The lean, sinuous looks were inspired by orientalism through the 1930s and the graphics of art nouveau illustrator Aubrey Beardsley, but there were references to the 1970s and Led Zeppelin’s glam rock as well.
Prada
Miuccia Prada is a deep thinker and her concepts are multilayered and complex. This season, she references time travel through the ages and introduces illustrations of the changing seasons by Christophe Chemin, which she lifted from her menswear show last month, along with jaunty sailor hats. To this she adds elements of corsetry and accessories of large key and book charms that are supposed to contain personal memories. Confused? Well, the sum total is a collection of beautiful 1950s-style gilded brocade dresses, printed skirts and mannish tailoring pulled in with loosely laced corsetry and chunky belts, and draped with a few small velvet tippets on the shoulders that can be worn anywhere.
Versace
Gigi Hadid, Kendall Jenner, Karlie Kloss and Victoria’s Secret Angel Adriana Lima on the Versace catwalk felt like a kickback to that famous show at the beginning of the 1990s that launched the supermodel phenomena with Linda Evangelista, Naomi Campbell, Cindy Crawford and Christy Turlington. The skirts are still micro-short, and the famous baroque scarf-print shirts that the original supers wore have been updated in stripes of graphic black prints on pastel grounds. There, the similarities end. Donatella’s vision is still pacey, but she has a more sporty vision than her brother Gianni. The body-conscious athletic couture of her Atelier collection a month ago in Paris is reinterpreted with stirrup pants and lots of zippered sweaters, jackets and coats that, at a sweep of the zip, can deconstruct a garment into pieces.
While Donatella has made the brand her own, clingy barely-there dresses, with ice-coloured glacier prints show that a sensuous dress is still part of the brand DNA.
Pucci
The feedback to Massimo Giorgetti’s debut collection for the Florentine house was not positive, but the designer has pulled out all the stops this season to create a great collection that embraces the activewear heritage of Emilio Pucci along with, of course, the famous prints. The founder was an enthusiastic skier, and Alpine scenery, sometimes violently fractured, was worked in print and jacquard knits across oversized ski sweaters, puffers, jumpsuits and intarsia designs on shearling coats.
Giorgetti has a very different aesthetic to his predecessor, Dundas, whose rock chicks have been replaced by cool, sporty urban girls, who like garish colour mixes (a trend here and at Moschino) and street styling, which suggests Giorgetti is attracting a new breed of customer to Pucci.
Dolce & Gabbana
Once upon a time in Milan, there were two designers called Domenico Dolce and Stefano Gabbana, who created fairy tales with their fashion. They conjured up dreamy princess dresses with tinselly skirts and handsome Prince Charmings in toy-soldier uniforms with shiny big buttons, for a fashion show.
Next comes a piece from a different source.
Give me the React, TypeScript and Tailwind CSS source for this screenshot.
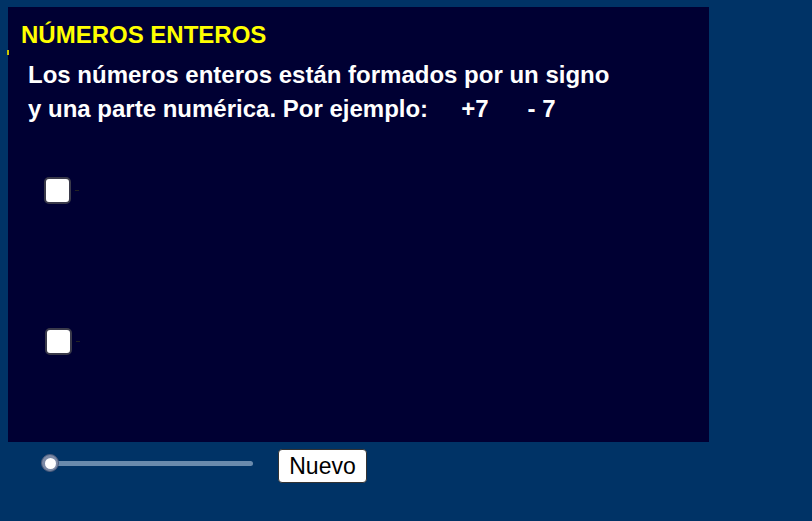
import React from "react";

export default function App() {
  const font = { fontFamily: '"Liberation Sans", Arial, sans-serif' };
  return (
    <div
      className="w-[812px] h-[521px] bg-[#003366] overflow-hidden relative"
      style={font}
    >
      <div className="ml-[8px] mt-[7px] w-[701px] h-[435px] bg-[#000033] relative pt-[14px]">
        <span className="absolute left-[-1px] top-[43px] w-[2px] h-[5px] bg-[#c8c800]" />
        <div className="pl-[13px] text-[24px] leading-[28px] font-bold text-[#ffff00]">
          NÚMEROS ENTEROS
        </div>
        <div className="pl-[20px] mt-[9px] text-[24px] leading-[34px] font-bold text-white">
          <div>Los números enteros están formados por un signo</div>
          <div className="flex">
            <span>y una parte numérica. Por ejemplo:</span>
            <span className="ml-[33px]">+7</span>
            <span className="ml-[39px]">- 7</span>
          </div>
        </div>
        <div className="pl-[36px] mt-[51px] flex items-center gap-[4px]">
          <div className="w-[27px] h-[27px] bg-white rounded-[5px] border-[2px] border-[#3a3a4a]" />
          <div className="w-[4px] h-[1px] bg-[#222]" />
        </div>
        <div className="pl-[37px] mt-[124px] flex items-center gap-[4px]">
          <div className="w-[27px] h-[27px] bg-white rounded-[5px] border-[2px] border-[#3a3a4a]" />
          <div className="w-[4px] h-[1px] bg-[#222]" />
        </div>
      </div>
      <div className="flex items-start pl-[41px] mt-[7px]">
        <div className="relative w-[212px] h-[20px] mt-[4px]">
          <div className="absolute left-[8px] right-0 top-[8px] h-[5px] rounded-full bg-[#6a8bad]" />
          <div className="absolute left-0 top-[1px] w-[18px] h-[18px] rounded-full bg-[#7c8aa6] border border-[#4a5a7a] flex items-center justify-center">
            <div className="w-[11px] h-[11px] rounded-full bg-white" />
          </div>
        </div>
        <button className="ml-[25px] w-[89px] h-[34px] bg-white rounded-[4px] border border-[#333] text-black text-[23px] leading-none flex items-center justify-center">
          Nuevo
        </button>
      </div>
    </div>
  );
}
Walt Disney's nostalgic cartoon Cinderellas and Sleeping Beauties were the starting point for an enchanting collection that blended some of the designers' signature 1950s silhouettes with goofy cartoon motifs, such as fairy-tale tailor mice, tin soldiers, a chandelier and teddy-bear embroideries. The set props were from La Scala opera house and the soundtrack from Disney's Cinderella. The designers are great storytellers and are aiming for a new generation of princesses – ones who can, presumably, afford this delightful fantasy.
Etro
Veronica Etro has an eclectic, decorative eye when it comes to mixing exotic prints, plaids, paisley patterns and kimono embroideries with a dark, moody palette. Her clothes have the hippy spirit of the early 1970s with long scarves, darkly printed maxi dresses and biker jackets trimmed with ethnic embroideries, but Etro cites her student years in 1990s London as inspiration for her oversized wool coats, military parkas and the overall bohemian vibe of her collection.